AVAILABLE DATA:
- - -

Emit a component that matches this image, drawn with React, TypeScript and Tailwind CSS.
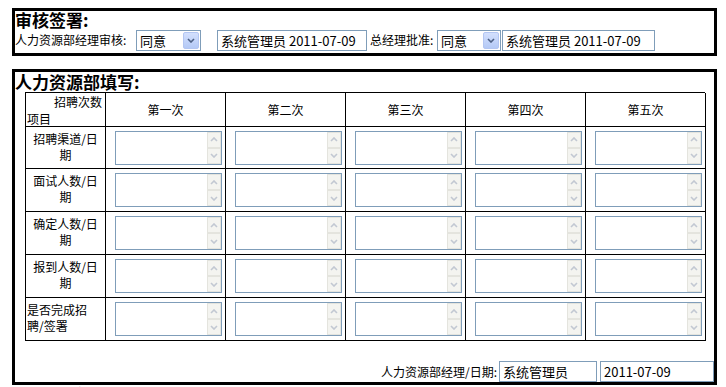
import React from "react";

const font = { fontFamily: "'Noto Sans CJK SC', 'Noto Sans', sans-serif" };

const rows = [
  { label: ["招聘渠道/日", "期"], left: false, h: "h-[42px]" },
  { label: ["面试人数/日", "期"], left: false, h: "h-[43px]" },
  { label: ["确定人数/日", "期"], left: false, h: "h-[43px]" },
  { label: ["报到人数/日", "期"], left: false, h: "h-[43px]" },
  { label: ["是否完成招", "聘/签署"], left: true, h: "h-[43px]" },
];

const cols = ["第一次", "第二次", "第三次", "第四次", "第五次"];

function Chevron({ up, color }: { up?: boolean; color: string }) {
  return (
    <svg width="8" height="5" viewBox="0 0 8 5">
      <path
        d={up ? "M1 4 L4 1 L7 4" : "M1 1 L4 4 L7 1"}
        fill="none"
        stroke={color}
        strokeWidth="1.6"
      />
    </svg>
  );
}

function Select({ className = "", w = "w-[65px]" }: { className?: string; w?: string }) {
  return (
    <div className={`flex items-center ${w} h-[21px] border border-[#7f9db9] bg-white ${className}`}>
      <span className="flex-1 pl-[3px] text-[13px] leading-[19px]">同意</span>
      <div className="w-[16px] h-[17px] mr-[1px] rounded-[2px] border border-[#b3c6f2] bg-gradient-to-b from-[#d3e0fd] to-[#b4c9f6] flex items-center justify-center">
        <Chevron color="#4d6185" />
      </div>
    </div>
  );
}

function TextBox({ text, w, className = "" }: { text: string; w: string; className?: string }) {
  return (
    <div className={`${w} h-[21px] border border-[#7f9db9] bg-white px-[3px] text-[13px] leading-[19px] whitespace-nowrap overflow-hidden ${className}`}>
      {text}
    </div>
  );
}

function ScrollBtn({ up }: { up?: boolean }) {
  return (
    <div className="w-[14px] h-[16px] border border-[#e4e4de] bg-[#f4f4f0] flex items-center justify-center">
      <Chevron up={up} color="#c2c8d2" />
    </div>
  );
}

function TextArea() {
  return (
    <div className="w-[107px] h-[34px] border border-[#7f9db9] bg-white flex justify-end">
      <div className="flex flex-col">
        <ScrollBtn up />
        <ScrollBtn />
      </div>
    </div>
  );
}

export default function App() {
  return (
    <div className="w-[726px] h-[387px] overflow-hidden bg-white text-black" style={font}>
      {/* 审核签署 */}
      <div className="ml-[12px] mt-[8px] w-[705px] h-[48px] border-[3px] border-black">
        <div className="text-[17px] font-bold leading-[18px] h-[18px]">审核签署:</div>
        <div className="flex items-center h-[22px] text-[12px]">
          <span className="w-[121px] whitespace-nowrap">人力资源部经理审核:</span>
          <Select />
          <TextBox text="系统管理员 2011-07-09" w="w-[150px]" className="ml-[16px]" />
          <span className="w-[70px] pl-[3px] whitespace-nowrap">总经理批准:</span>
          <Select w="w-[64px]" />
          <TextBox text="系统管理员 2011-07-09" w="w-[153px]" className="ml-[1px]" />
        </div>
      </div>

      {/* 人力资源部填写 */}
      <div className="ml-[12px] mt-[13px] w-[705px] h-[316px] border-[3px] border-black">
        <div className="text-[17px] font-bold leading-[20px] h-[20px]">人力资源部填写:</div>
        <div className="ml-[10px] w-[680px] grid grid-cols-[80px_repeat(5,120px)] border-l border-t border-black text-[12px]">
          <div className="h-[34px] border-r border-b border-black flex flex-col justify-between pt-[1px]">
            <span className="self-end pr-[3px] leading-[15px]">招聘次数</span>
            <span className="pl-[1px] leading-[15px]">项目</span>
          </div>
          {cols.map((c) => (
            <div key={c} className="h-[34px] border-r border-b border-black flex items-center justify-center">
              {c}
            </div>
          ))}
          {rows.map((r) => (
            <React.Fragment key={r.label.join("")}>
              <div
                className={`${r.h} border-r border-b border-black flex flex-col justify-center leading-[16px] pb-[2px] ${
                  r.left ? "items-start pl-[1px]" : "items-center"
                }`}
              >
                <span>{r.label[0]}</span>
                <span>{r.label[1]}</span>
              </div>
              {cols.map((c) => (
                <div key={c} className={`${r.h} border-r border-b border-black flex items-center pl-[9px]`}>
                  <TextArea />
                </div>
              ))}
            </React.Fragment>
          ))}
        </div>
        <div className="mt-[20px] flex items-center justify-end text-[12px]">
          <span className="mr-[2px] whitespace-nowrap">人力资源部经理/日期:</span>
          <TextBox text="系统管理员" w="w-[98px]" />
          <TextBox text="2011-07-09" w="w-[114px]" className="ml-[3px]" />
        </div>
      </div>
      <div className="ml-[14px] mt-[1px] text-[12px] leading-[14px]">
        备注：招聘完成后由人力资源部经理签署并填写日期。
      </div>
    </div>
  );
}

- - -

WRITTEN REQUEST:
Without the pictures, please reproduce each line of the listing above exactly, from the first one through the line bearing "CJK SC', 'Noto".

RESULT OF THIS EXERCISE:
Emit a component that matches this image, drawn with React, TypeScript and Tailwind CSS.
import React from "react";

const font = { fontFamily: "'Noto Sans CJK SC', 'Noto Sans', sans-serif" };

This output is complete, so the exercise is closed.